When they saw that I refused to pay, one of them brought out a chain and started wiping me with it. 

Wawu

They had guns with them. At one point, one of them left while the other continued assaulting me. The girls, meanwhile, were laughing at the whole thing. They queued up behind the policeman while he kept beating me. I fell on my knees, pleading that I had done nothing wrong. 

Some people gathered around to intervene on my behalf, but the policeman escalated matters. He lied to them, saying I was a Boko Haram member.

Ahhhh!

He said I was one of the leaders of Boko Haram in Jos and that he knew my face very well. I don’t know if I mentioned this, but I have beards. He told them I ran to Bauchi when security agents tried to track them down.

The policeman took out his gun, pointed it at my head, and said he’d shoot me, and no one would know what happened. He said no one would question him. See, my body went cold.

Fortunately, I’d withdrawn some money earlier that day, which I had on me. He put his hand in my breast pocket and took out the ₦5000 there. People started pleading with him after seeing me battered, saying he should let me go. It was after he extorted me that he eventually left with the girls.

Narrow escape

I started trekking alone that night. It was around 12:30 a.m. No bikes were on the road, and I was going to a GRA. I was thinking about everything that had happened and started laughing. When I got to Wunti market, I saw a bike man and explained my encounter with the police to him. He laughed at me and zoomed off. I wondered why no one cared to listen to or help me. In my mind, I was a good person and didn’t deserve what was meted out to me. 

I walked further until I got to a mosque, where I saw another bike man sympathetic to my plight. He carried me to my gate.

What was the aftermath of your experience?

When I got in, I took off my clothes. My skin was tender with bruises, and my back was swollen. I was still shocked by the thought that a policeman was willing to pull the trigger because of ₦5,000. I was pursuing a story, but another story came at me.

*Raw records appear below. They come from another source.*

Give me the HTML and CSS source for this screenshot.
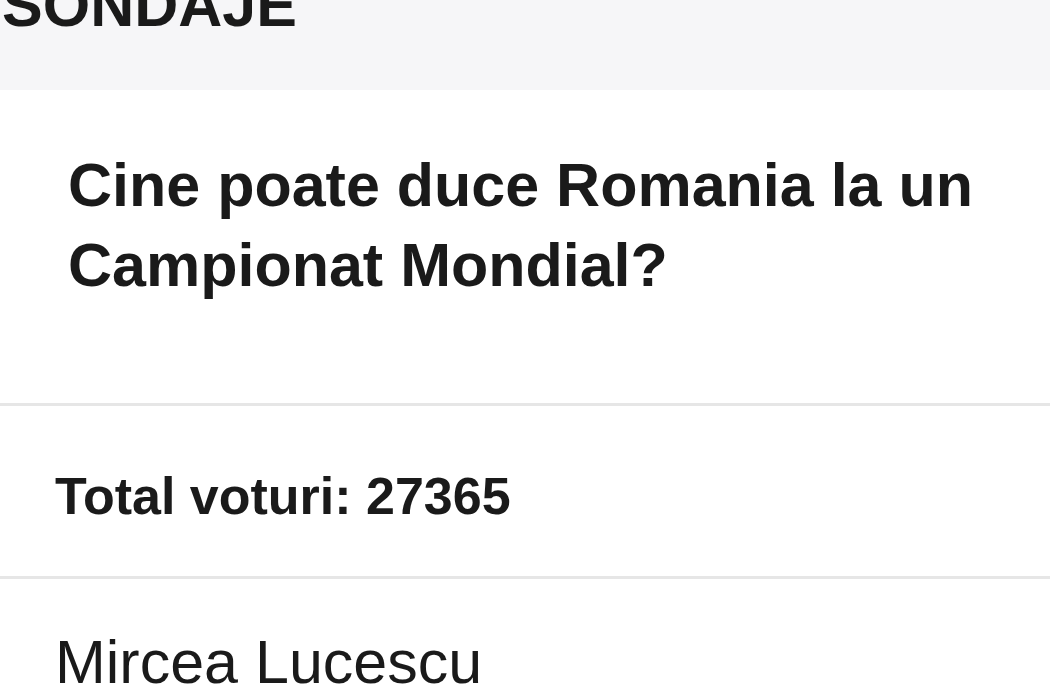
FILE: index.html
```html
<!DOCTYPE html>
<html lang="ro">
<head>
    <meta charset="UTF-8">
    <meta name="viewport" content="width=device-width, initial-scale=1.0">
    <title>Sondaje</title>
    <link rel="stylesheet" href="styles.css">
</head>
<body>
    <div class="poll">
        <!-- Section title band -->
        <div class="poll-header">
            <h2>SONDAJE</h2>
        </div>

        <div class="poll-question">Cine poate duce Romania la un Campionat Mondial?</div>

        <div class="poll-total">Total voturi: 27365</div>

        <!-- Answer options -->
        <div class="poll-option">Mircea Lucescu</div>
    </div>
</body>
</html>
```

FILE: styles.css
```css
/* Page reset */
html, body {
    margin: 0;
    padding: 0;
    background-color: #ffffff;
    overflow: hidden;
}

.poll {
    font-family: "Liberation Sans", Arial, sans-serif;
    color: #1a1a1a;
}

/* Light band holding the section title */
.poll-header {
    display: flow-root; /* keep the title's negative margin inside the band */
    height: 90px;
    background-color: #f6f6f8;
}

.poll-header h2 {
    margin: -25px 0 0 2px;
    font-size: 61px;
    line-height: 61px;
    font-weight: bold;
}

/* Question text */
.poll-question {
    padding: 55px 20px 98px 68px;
    font-size: 61px;
    line-height: 80px;
    font-weight: bold;
    border-bottom: 3px solid #e6e6e6;
}

/* Vote counter */
.poll-total {
    padding: 60px 20px 50px 55px;
    font-size: 52px;
    line-height: 60px;
    font-weight: bold;
    border-bottom: 3px solid #e6e6e6;
}

/* Single answer row */
.poll-option {
    padding: 48px 20px 20px 55px;
    font-size: 61px;
    line-height: 70px;
}
```
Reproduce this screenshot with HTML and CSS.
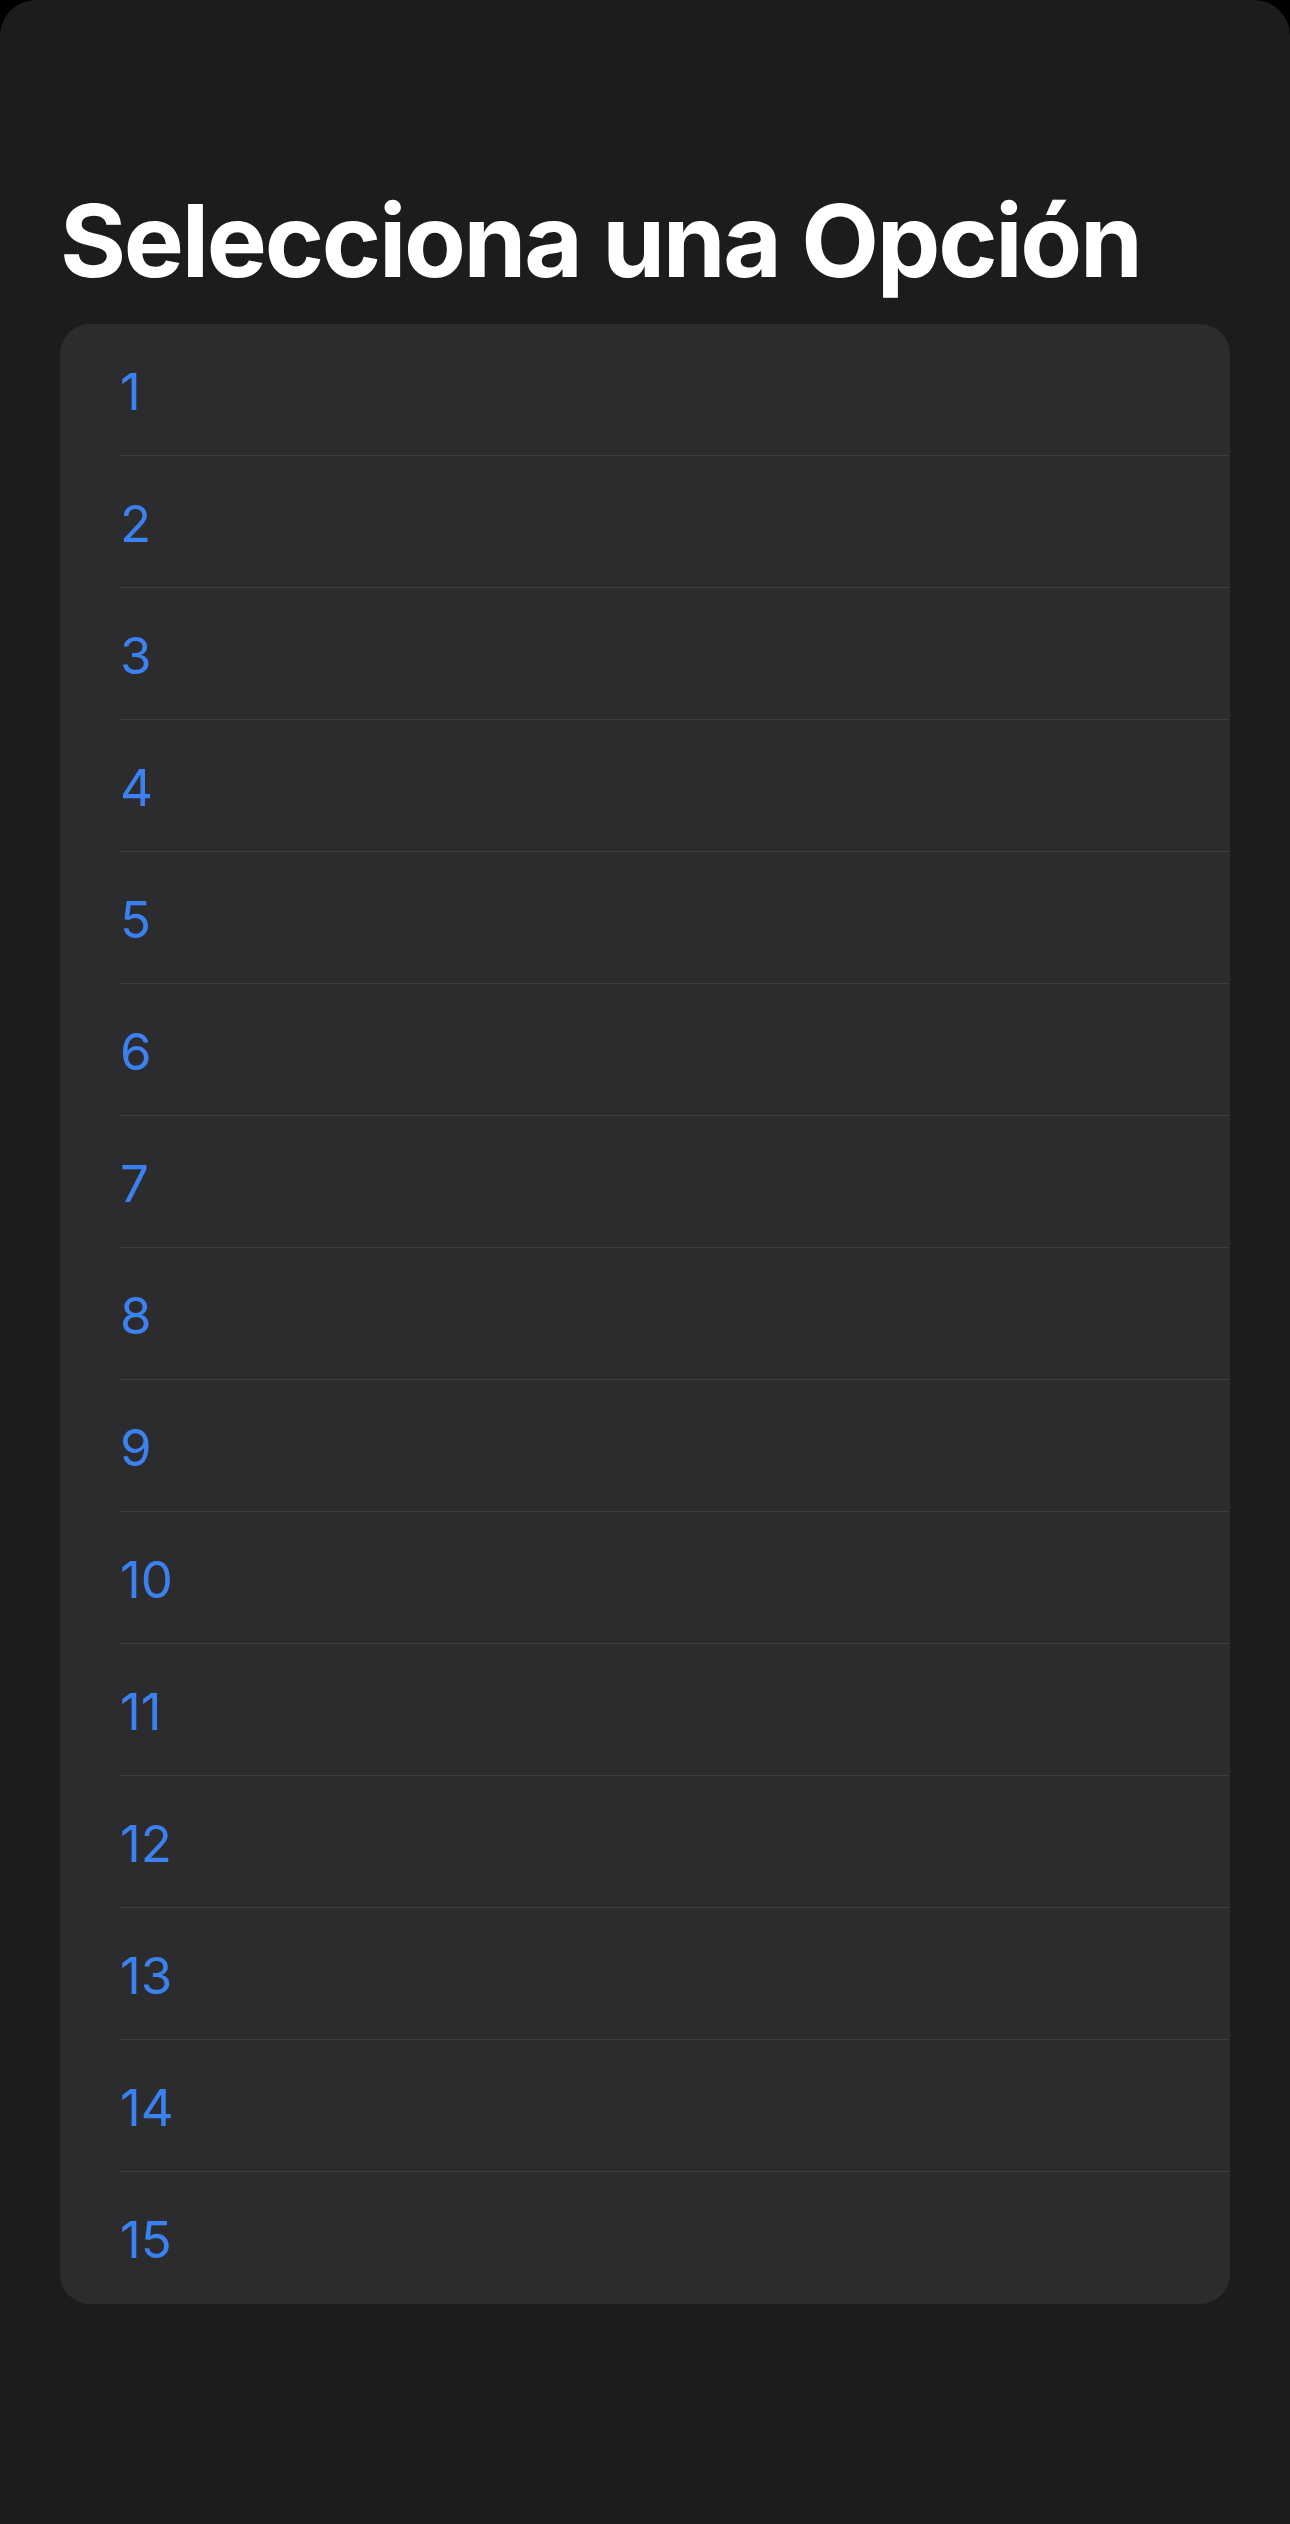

None of my friends knew about this because they wouldn’t understand why I chose to go to a place known for prostitution and drug use. Many would judge me, and only a few would appreciate why I did what I did. It was only in 2020 that I shared this story with a few open-minded friends. 

There are other places where people go for cheap sex, like Gwalla-meji where the federal polytechnic is located. So when I see Northerners go online to bash people for engaging in sexual activity, I consider it collective hypocrisy because it happens in our backyard.

My takeaway is that beauty exists in different formats; people experience it differently and call it different things. I see those young boys in Bayan Gari as having embraced hedonism in their own way, even though the rest of the world frowns at it. 

But we should ask, how many people who frown at these things indulge in them in one way or another? People do things for reasons best known to them. We shouldn’t be too quick to judge until we hear their stories. To my mind, reality is a spectrum, and morality is a construct. This is how I choose to see the world.